Newly published CSFS Forest Action Plan takes immediate action

Forest landscape
Photo credit: Colorado State Forest Service, Wilfred Previant

The Colorado State Forest Service (CSFS) didn’t wait long to take action on its newly published Forest Action Plan. The week after the plan was released, the state agency partnered with other Colorado State University units to get a jump start on the next decade of forest management for the Centennial state.

In mid-November, CSFS employees developed a workshop with the Colorado Forest Restoration Institute (CFRI) and researchers in the Forest and Rangeland Stewardship department that provided over 100 CSFS foresters, program managers and specialists with a better understanding of how to use the Forest Action Plan and communicate it to state partners. Amanda West Fordham has served as the interim associate director of the CSFS Science and Data Division for the past year, leading the efforts to finalize the plan and organize the workshop.

“The Forest Action Plan is the result of experts across the state collaborating to identify the most pressing threats to Colorado forests, and this workshop was the first step in planning to address them in upcoming years,” said Fordham, who is also the agency’s manager of science information.

The primary threat to western forests is climate change. While the 2010-2020 plan acknowledged this threat, the new 2020-2030 Forest Action Plan invites all CSFS employees to focus on climate change affects they already see in forests, and look beyond the decade for long-term forest health.

small fir tree growing in a large stump
Photo credit: Colorado State Forest Service, Adam Moore

Climate adaptation

To integrate climate change into the workshop, CSFS took cues from a separate climate change adaptation workshop the FRS department and the Northern Institute of Applied Climate Science offered the agency a year ago. Courtney Peterson, a CSU research associate coordinating the Adaptive Silviculture for Climate Change project, has facilitated several workshops across the nation and Canada, and helped plan and implement both CSFS workshops. Her focus has been to help managers develop forest plans that keep climate adaptation in mind.

“We have more and more data on what climate change impacts may look like across Colorado,” Peterson said. “Integrating climate change into management decisions helps us be proactive and intentional to create more climate adaptive ecosystems going forward.”
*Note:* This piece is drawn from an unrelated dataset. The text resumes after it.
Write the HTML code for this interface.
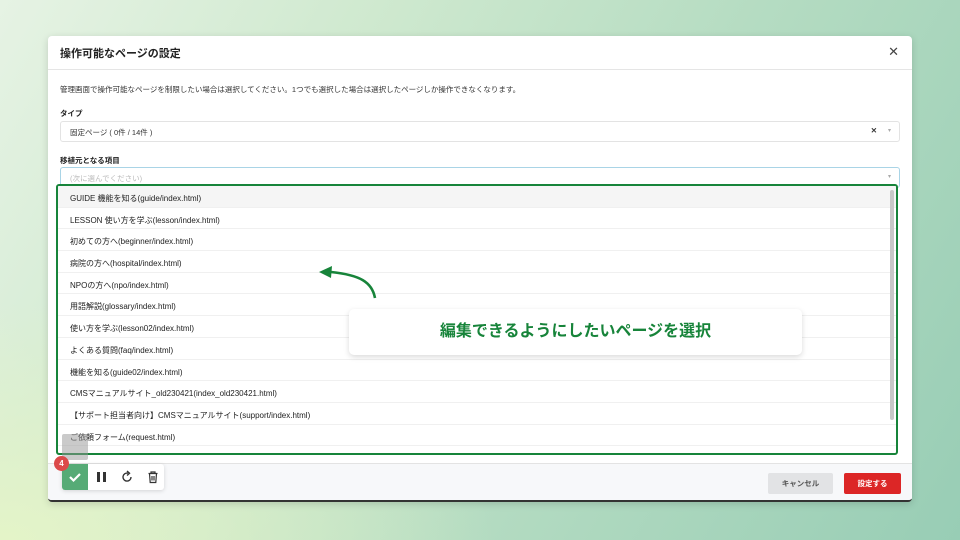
<!DOCTYPE html>
<html><head><meta charset="utf-8"><style>
*{margin:0;padding:0;box-sizing:border-box}
body{width:960px;height:540px;overflow:hidden;font-family:"Liberation Sans","Noto Sans CJK JP",sans-serif;background:linear-gradient(120deg,#e6f3e4 0%,#cfe9cf 30%,#b5dcc2 60%,#98cdb5 100%);position:relative}
.bg2{position:absolute;left:0;top:300px;width:500px;height:240px;background:radial-gradient(ellipse at 0% 100%,#e4f4c8 0%,rgba(228,244,200,0) 70%)}
.modal{position:absolute;left:48px;top:36px;width:864px;height:466px;background:#fff;border-radius:4px;box-shadow:0 2px 8px rgba(0,0,0,.15);border-bottom:2px solid #333;overflow:hidden}
.hd{height:34px;border-bottom:1px solid #e5e5e5;padding:9px 12px;font-size:11px;font-weight:bold;color:#222}
.x{position:absolute;right:13px;top:8px;font-size:13px;color:#444}
.t{position:absolute;font-size:7.5px;color:#333}
.lab{position:absolute;font-size:7.5px;font-weight:bold;color:#222}
.sel{position:absolute;left:12px;width:840px;height:21px;border:1px solid #e3e3e3;border-radius:3px;font-size:7.5px;padding:5px 9px;color:#333}
.list{position:absolute;left:8px;top:148px;width:842px;height:271px;border:2.5px solid #17843a;border-radius:3px;overflow:hidden}
.row{height:21.7px;border-bottom:1px solid #f0f0f0;font-size:8px;padding:7px 12px 0;color:#222;white-space:nowrap}
.ft{position:absolute;left:0;top:427px;width:864px;height:39px;background:#f7f8fa;border-top:1px solid #e3e3e3}
.btn{position:absolute;top:9px;height:21px;border-radius:2px;font-size:7.5px;text-align:center;line-height:21px;font-weight:bold}
</style></head><body>
<div class="bg2"></div>
<div class="modal">
<div class="hd">操作可能なページの設定</div><div class="x">✕</div>
<div class="t" style="left:12px;top:48px">管理画面で操作可能なページを制限したい場合は選択してください。1つでも選択した場合は選択したページしか操作できなくなります。</div>
<div class="lab" style="left:12px;top:72px">タイプ</div>
<div class="sel" style="top:85px">固定ページ ( 0件 / 14件 )<span style="position:absolute;right:22px;top:4px;font-weight:bold">✕</span><span style="position:absolute;right:8px;top:5px;color:#aaa;font-size:6px">▾</span></div>
<div class="lab" style="left:12px;top:119px">移植元となる項目</div>
<div class="sel" style="top:131px;border-color:#a9d4e6;color:#bbb">(次に選んでください)<span style="position:absolute;right:8px;top:5px;color:#aaa;font-size:6px">▾</span></div>
<div class="list">
<div class="row" style="background:#f5f5f5">GUIDE 機能を知る(guide/index.html)</div>
<div class="row">LESSON 使い方を学ぶ(lesson/index.html)</div>
<div class="row">初めての方へ(beginner/index.html)</div>
<div class="row">病院の方へ(hospital/index.html)</div>
<div class="row">NPOの方へ(npo/index.html)</div>
<div class="row">用語解説(glossary/index.html)</div>
<div class="row">使い方を学ぶ(lesson02/index.html)</div>
<div class="row">よくある質問(faq/index.html)</div>
<div class="row">機能を知る(guide02/index.html)</div>
<div class="row">CMSマニュアルサイト_old230421(index_old230421.html)</div>
<div class="row">【サポート担当者向け】CMSマニュアルサイト(support/index.html)</div>
<div class="row">ご依頼フォーム(request.html)</div>
<div style="position:absolute;right:2px;top:4px;width:4px;height:230px;background:#c8c8c8;border-radius:2px"></div>
</div>
<div class="ft">
<div class="btn" style="left:720px;width:65px;background:#e2e3e5;color:#555">キャンセル</div>
<div class="btn" style="left:796px;width:57px;background:#dc2626;color:#fff">設定する</div>
</div>
</div>
<div style="position:absolute;left:62px;top:434px;width:26px;height:26px;background:rgba(150,150,150,.5);border-radius:2px"></div>
<div style="position:absolute;left:62px;top:464px;width:102px;height:26px;background:#fff;border-radius:3px;box-shadow:0 1px 4px rgba(0,0,0,.15)">
<div style="position:absolute;left:0;top:0;width:26px;height:26px;background:#56ab76;border-radius:3px 0 0 3px"><svg width="26" height="26" viewBox="0 0 26 26"><path d="M8 13L11.5 16.5L18 10" fill="none" stroke="#fff" stroke-width="2.2"/></svg></div>
<div style="position:absolute;left:35px;top:8px;width:3px;height:10px;background:#333"></div><div style="position:absolute;left:41px;top:8px;width:3px;height:10px;background:#333"></div>
<svg style="position:absolute;left:58px;top:6px" width="14" height="14" viewBox="0 0 14 14"><path d="M11 7A4 4 0 1 1 8 3.2" fill="none" stroke="#333" stroke-width="1.4"/><path d="M7 1L9.5 3.3L7 5.5" fill="none" stroke="#333" stroke-width="1.4"/></svg>
<svg style="position:absolute;left:84px;top:6px" width="14" height="14" viewBox="0 0 14 14"><path d="M2.5 3.5H11.5M5 3.5V2H9V3.5M3.5 3.5L4.2 12.5H9.8L10.5 3.5M6 6V10.5M8 6V10.5" fill="none" stroke="#333" stroke-width="1.2"/></svg>
</div>
<div style="position:absolute;left:54px;top:456px;width:15px;height:15px;border-radius:50%;background:#dc4a4a;color:#fff;font-size:8px;font-weight:bold;text-align:center;line-height:15px">4</div>
<svg style="position:absolute;left:315px;top:262px" width="70" height="40" viewBox="0 0 70 40"><path d="M60 36C57 20 45 13 16 10" fill="none" stroke="#17843a" stroke-width="2.6"/><path d="M4 10L17 4L16 16Z" fill="#17843a"/></svg>
<div style="position:absolute;left:349px;top:309px;width:453px;height:46px;background:#fff;border-radius:5px;box-shadow:0 2px 6px rgba(0,0,0,.15);text-align:center;line-height:46px;font-size:16px;font-weight:bold;color:#17843a">編集できるようにしたいページを選択</div>
</body></html>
Peterson, West Fordham and CSFS staff introduced climate induced impacts for several themes identified in the Forest Action Plan. These themes include forest conditions, living with wildfire, watershed protection, forest wildlife, urban and community forestry, and forest products.
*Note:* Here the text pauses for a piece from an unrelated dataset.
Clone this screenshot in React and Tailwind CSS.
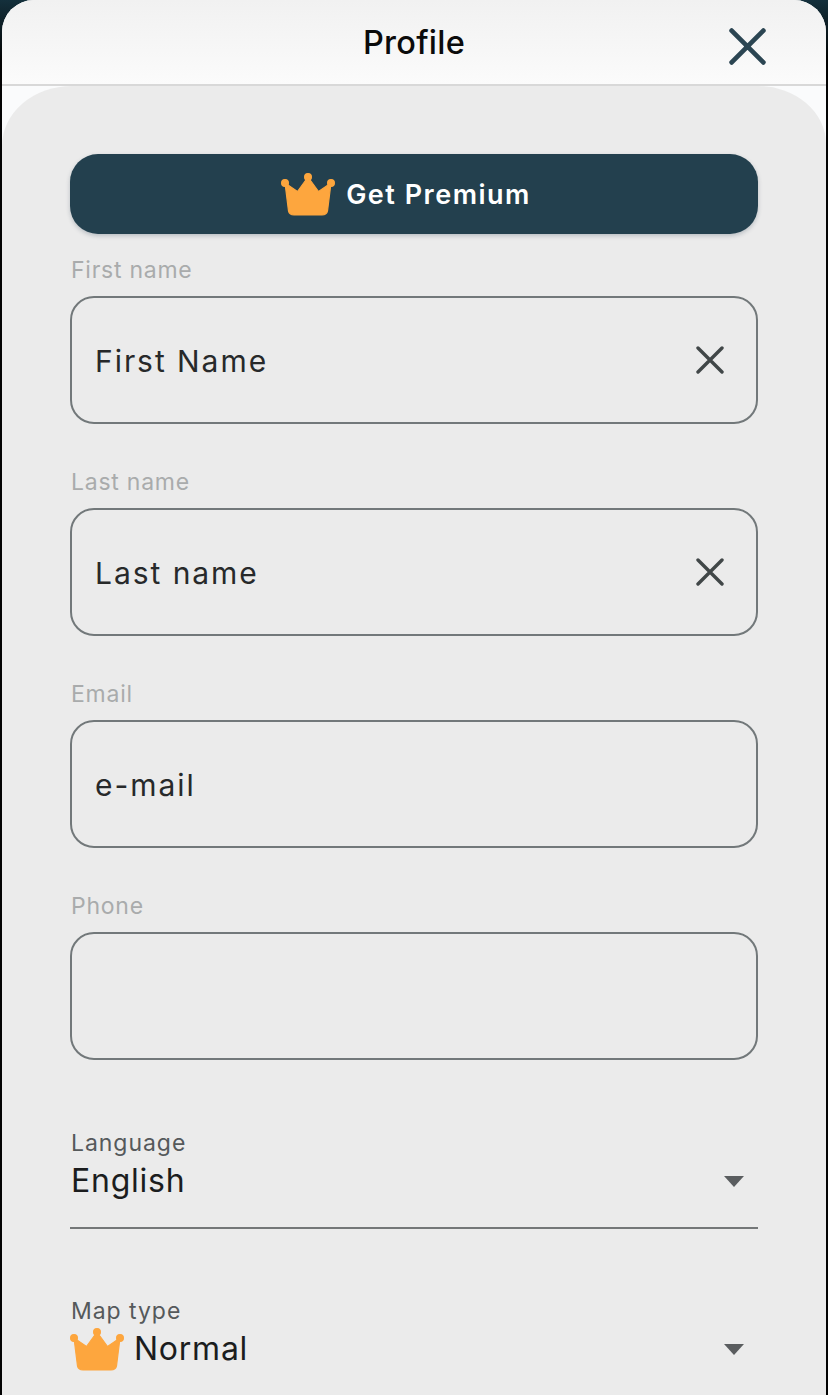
import React from 'react';

function Crown({ className }) {
    return (
        <svg viewBox="0 0 54 43" className={className} fill="#fda63e" stroke="#fda63e" strokeWidth="1.2" strokeLinejoin="round">
            <circle cx="4" cy="10" r="3.4" />
            <circle cx="27" cy="4" r="3.4" />
            <circle cx="50" cy="10" r="3.4" />
            <path d="M4 10 L16.5 18.5 L27 4 L37.5 18.5 L50 10 L46.5 38 Q45.8 42 41 42 H13 Q8.2 42 7.5 38 Z" />
        </svg>
    );
}

function CloseIcon({ className, color, width }) {
    return (
        <svg viewBox="0 0 28 28" className={className} fill="none" stroke={color} strokeWidth={width} strokeLinecap="round">
            <path d="M2 2 L26 26 M26 2 L2 26" />
        </svg>
    );
}

function Field({ label, value, clearable }) {
    return (
        <div className="mb-[45px]">
            <div className="h-[26px] ml-[1px] text-[23px] leading-[26px] tracking-[0.75px] text-[#a9abac] mb-[13px]">{label}</div>
            <div className="flex items-center justify-between h-[128px] rounded-[24px] border-2 border-[#72787a] pl-[23px] pr-[32px]">
                <span className="pt-[2px] text-[30px] tracking-[1.95px] text-[#27292a]">{value}</span>
                {clearable && <CloseIcon className="w-[28px] h-[28px]" color="#414748" width="3.4" />}
            </div>
        </div>
    );
}

function SelectField({ label, value, crown, underline }) {
    return (
        <div>
            <div className="h-[28px] ml-[1px] text-[23px] leading-[28px] tracking-[0.95px] text-[#55595b]">{label}</div>
            <div className="flex items-center justify-between h-[48px] pr-[14px]">
                <div className="flex items-center">
                    {crown && <Crown className="w-[54px] h-[43px] mr-[10px]" />}
                    <span className={`text-[32px] tracking-[0.75px] text-[#1b1d1e] ${crown ? '' : 'ml-[1px]'}`}>{value}</span>
                </div>
                <div className="w-0 h-0 border-l-[10px] border-r-[10px] border-t-[11px] border-l-transparent border-r-transparent border-t-[#5a5d5f]" />
            </div>
            {underline && <div className="mt-[22px] h-[2px] bg-[#747778]" />}
        </div>
    );
}

export default function App() {
    return (
        <div className="w-[828px] h-[1395px] overflow-hidden bg-[linear-gradient(#14303c_0,#030303_60px)] font-['Inter',sans-serif]">
            <div className="mx-[2px] h-full rounded-t-[32px] overflow-hidden bg-[#fafbfc]">
                <div className="grid grid-cols-[1fr_auto_1fr] items-center h-[86px] border-b-2 border-[#d8d8d8] bg-gradient-to-b from-[#f1f1f1] to-[#fbfbfb]">
                    <div />
                    <div className="pt-[3px] text-[32.5px] font-medium text-[#0b0b0b] tracking-[0.25px]">Profile</div>
                    <div className="flex justify-end pt-[8px] pr-[60px]">
                        <CloseIcon className="w-[37px] h-[37px]" color="#2b4552" width="3.6" />
                    </div>
                </div>
                <div className="h-[1309px] rounded-tl-[70px_60px] rounded-tr-[68px_58px] bg-[#ebebeb] px-[68px] pt-[68px]">
                    <div className="flex items-center justify-center h-[80px] pr-[16px] rounded-[28px] bg-[#23404e] shadow-[0_2px_4px_rgba(40,60,80,0.25)] mb-[23px]">
                        <Crown className="w-[54px] h-[43px] mr-[11px]" />
                        <span className="pt-[2px] text-[27px] font-semibold tracking-[1.5px] text-white">Get Premium</span>
                    </div>
                    <Field label="First name" value="First Name" clearable />
                    <Field label="Last name" value="Last name" clearable />
                    <Field label="Email" value="e-mail" />
                    <Field label="Phone" value="" />
                    <div className="mt-[69px] mb-[68px]">
                        <SelectField label="Language" value="English" underline />
                    </div>
                    <SelectField label="Map type" value="Normal" crown />
                </div>
            </div>
        </div>
    );
}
Workshop participants reviewed new geospatial maps that West Fordham and Research Scientist Paul Evangelista’s team from CSU’s Natural Resource Ecology Laboratory created for the Forest Action Plan. They discussed what each theme looked like in Colorado presently and may look like in the future. The maps, and the goals, strategies and approaches for each theme helped participants see how they could incorporate climate specifically into their agency’s endeavors.

cabin in a forest of trees
One of the Forest Action Plan themes is living with wildfire. Photo credit: Colorado State Forest Service, Emma Brokl
Lake landscape
One of the Forest Action Plan themes is watershed protection. Photo credit: Colorado State Forest Service, Kamie Long

Continual collaboration

Colorado Forest Restoration Institute researchers worked with different groups at the workshop to incorporate the Forest Action Plan into projects currently in progress. The Institute has helped other natural resource agencies and organizations across the state make similar connections by providing expertise in collaborative forest restoration research and monitoring. CFRI Assistant Director Brett Wolk was involved in the workshop’s planning and facilitation and said he was honored CFRI was invited to work with the state agency.

“CFRI had the opportunity to learn management needs and questions directly from field foresters, while offering our expertise to help apply science based strategic forest management planning tools with CSFS staff in their local context,” He said. “It was an honor to be invited into the workshops and a win-win for everyone.”

CSFS workshop lead Amanda West Fordham said that the timing of the workshop was critical in getting the agency’s staff ready to communicate the plan and prepare to maximize its use in upcoming field seasons. She also said her agency is continuing to pull resources together to make more workshops possible down the road.

“Some of these strategies and approaches are new to the staff, and we want to provide the best support so they can keep abreast of the latest literature and methods foresters can employ to adapt to a changing climate,” West Fordham said.

The Colorado State Forest Service Forest Action Plan collaborated with the following entities in the plan’s formation: Rocky Mountain Research Station, USDA Forest Service Region 2, Forest and Rangeland Stewardship department, Natural Resource Ecology Lab, local county officials, fire departments and local experts throughout Colorado – the full list can be found at the end of the CSFS Forest Action Plan.